Cilium + Hubble: Network Observability and CNI
Cilium is a Kubernetes CNI (Container Network Interface) that replaces the default networking layer with eBPF-powered networking. Instead of iptables and userspace proxies, Cilium uses eBPF programs to enforce network policies, load-balance traffic, and provide L3-L7 service routing—all in kernel space.
Hubble is Cilium’s observability component. While Cilium’s eBPF programs enforce policies, Hubble’s eBPF programs observe network flows, generating a stream of network events:
– Flow metadata: Source/destination IP, port, protocol, DNS names, service names
– L7 parsing: HTTP/HTTPS request paths, gRPC service names, Kafka topics
– Latency metrics: Per-flow p50/p95/p99 latencies
– Traffic direction: Ingress, egress, and intra-cluster flows
Hubble outputs flow events to a ring buffer, which a userspace collector aggregates into:
– Service dependency maps (who calls whom)

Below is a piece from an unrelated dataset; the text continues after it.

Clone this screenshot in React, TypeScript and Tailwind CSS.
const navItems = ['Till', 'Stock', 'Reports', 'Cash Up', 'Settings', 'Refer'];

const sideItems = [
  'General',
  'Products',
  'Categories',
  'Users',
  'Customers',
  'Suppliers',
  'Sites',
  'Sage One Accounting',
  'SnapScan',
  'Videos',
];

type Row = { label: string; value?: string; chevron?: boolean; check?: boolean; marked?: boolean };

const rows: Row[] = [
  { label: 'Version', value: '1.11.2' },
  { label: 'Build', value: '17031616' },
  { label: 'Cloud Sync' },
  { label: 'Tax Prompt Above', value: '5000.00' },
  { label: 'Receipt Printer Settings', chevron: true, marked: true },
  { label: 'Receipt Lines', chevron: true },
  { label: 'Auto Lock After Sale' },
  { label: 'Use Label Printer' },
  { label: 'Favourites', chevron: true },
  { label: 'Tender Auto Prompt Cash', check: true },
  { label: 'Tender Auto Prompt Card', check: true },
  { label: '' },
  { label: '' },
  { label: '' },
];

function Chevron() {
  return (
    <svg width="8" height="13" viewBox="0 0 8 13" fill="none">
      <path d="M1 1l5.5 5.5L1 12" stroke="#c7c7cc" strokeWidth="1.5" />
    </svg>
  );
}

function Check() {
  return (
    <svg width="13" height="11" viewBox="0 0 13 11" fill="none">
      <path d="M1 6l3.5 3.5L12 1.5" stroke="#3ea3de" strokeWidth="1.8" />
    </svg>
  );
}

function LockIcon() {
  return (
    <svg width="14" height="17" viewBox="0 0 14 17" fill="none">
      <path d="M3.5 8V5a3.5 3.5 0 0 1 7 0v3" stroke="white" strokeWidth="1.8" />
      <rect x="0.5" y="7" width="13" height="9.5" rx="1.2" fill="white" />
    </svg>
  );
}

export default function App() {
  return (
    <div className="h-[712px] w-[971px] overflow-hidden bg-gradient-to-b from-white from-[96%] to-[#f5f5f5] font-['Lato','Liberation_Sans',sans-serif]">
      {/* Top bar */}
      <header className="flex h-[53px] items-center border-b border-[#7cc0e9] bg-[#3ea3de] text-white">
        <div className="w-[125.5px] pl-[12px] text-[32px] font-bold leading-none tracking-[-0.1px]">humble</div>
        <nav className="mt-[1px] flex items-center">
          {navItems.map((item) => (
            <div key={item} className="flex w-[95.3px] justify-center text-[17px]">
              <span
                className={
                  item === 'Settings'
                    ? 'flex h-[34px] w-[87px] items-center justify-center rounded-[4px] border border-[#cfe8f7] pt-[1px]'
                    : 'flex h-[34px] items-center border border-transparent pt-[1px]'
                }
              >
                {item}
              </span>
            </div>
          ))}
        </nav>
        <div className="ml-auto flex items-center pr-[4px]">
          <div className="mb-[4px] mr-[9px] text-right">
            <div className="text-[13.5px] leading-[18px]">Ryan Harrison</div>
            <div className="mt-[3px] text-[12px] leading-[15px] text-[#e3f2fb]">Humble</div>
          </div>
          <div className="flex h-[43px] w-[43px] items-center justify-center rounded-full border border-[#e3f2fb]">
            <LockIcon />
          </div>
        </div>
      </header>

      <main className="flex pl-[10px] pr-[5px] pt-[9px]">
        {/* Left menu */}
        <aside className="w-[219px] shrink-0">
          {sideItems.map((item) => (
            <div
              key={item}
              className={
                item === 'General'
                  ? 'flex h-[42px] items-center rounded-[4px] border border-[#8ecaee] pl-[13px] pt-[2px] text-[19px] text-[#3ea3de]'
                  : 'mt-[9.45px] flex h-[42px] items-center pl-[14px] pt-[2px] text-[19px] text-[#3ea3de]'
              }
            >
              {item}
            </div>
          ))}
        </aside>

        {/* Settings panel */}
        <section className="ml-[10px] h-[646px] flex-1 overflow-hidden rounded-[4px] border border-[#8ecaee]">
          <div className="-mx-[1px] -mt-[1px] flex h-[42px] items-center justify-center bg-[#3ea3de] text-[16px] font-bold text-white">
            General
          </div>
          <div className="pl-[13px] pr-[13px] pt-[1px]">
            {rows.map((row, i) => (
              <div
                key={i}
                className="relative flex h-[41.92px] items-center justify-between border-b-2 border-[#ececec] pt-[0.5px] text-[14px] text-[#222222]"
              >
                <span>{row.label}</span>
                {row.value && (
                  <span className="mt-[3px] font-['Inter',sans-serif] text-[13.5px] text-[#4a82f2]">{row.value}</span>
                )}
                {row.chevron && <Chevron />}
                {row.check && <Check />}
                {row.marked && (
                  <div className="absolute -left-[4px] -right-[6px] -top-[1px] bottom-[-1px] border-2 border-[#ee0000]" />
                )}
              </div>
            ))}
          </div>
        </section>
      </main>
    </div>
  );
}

– Network latency heatmaps
– Policy violation alerts
Cost: 1-2% CPU overhead per node (for both Cilium and Hubble combined), plus ~20 MB memory. Scales sublinearly with cluster size.
Pixie: Application-Level Observability and APM
Pixie provides zero-instrumentation APM for Kubernetes. Unlike traditional APM agents that require SDK integration, Pixie uses eBPF uprobes to intercept function calls in application binaries.
What Pixie Captures:
– HTTP/1.1, HTTP/2, gRPC requests: Full request/response bodies and headers
– Database queries: SQL queries sent by your application
– Redis commands: Commands issued to in-memory caches
– Message queues: Kafka produce/consume calls
Pixie captures 100% of requests (not sampled) by storing them in a rolling in-memory buffer (8 GB default) on each node. After 60 seconds, the buffer rolls, and older entries are discarded. For long-term retention, aggregated metrics (latencies, error rates) are exported.
Data Collection Mechanism:
Pixie’s eBPF programs attach uprobes to runtime symbols in language runtimes (Go, Python, Java, Node.js, .NET). When a function like net.http.ReadRequest() executes, Pixie’s eBPF code runs in-kernel and captures request metadata directly from memory—without requiring code instrumentation.
Cost: 1-3% CPU overhead per node, 50-100 MB memory. The memory cost scales with request volume and buffer size (user-tunable).
Tetragon: Runtime Security and Syscall Observability
Tetragon is Cilium’s security observability engine. It uses eBPF to monitor and optionally enforce syscall-level behavior:
Observability:
– Track file access (open, unlink, chmod)
– Monitor process execution and parent-child relationships
– Log network connections and bind events
– Detect and record container escapes
Enforcement:
– Block unauthorized system calls
– Deny file access based on policy
– Prevent process execution
– Audit trails for compliance (PCI-DSS, HIPAA, SOC2)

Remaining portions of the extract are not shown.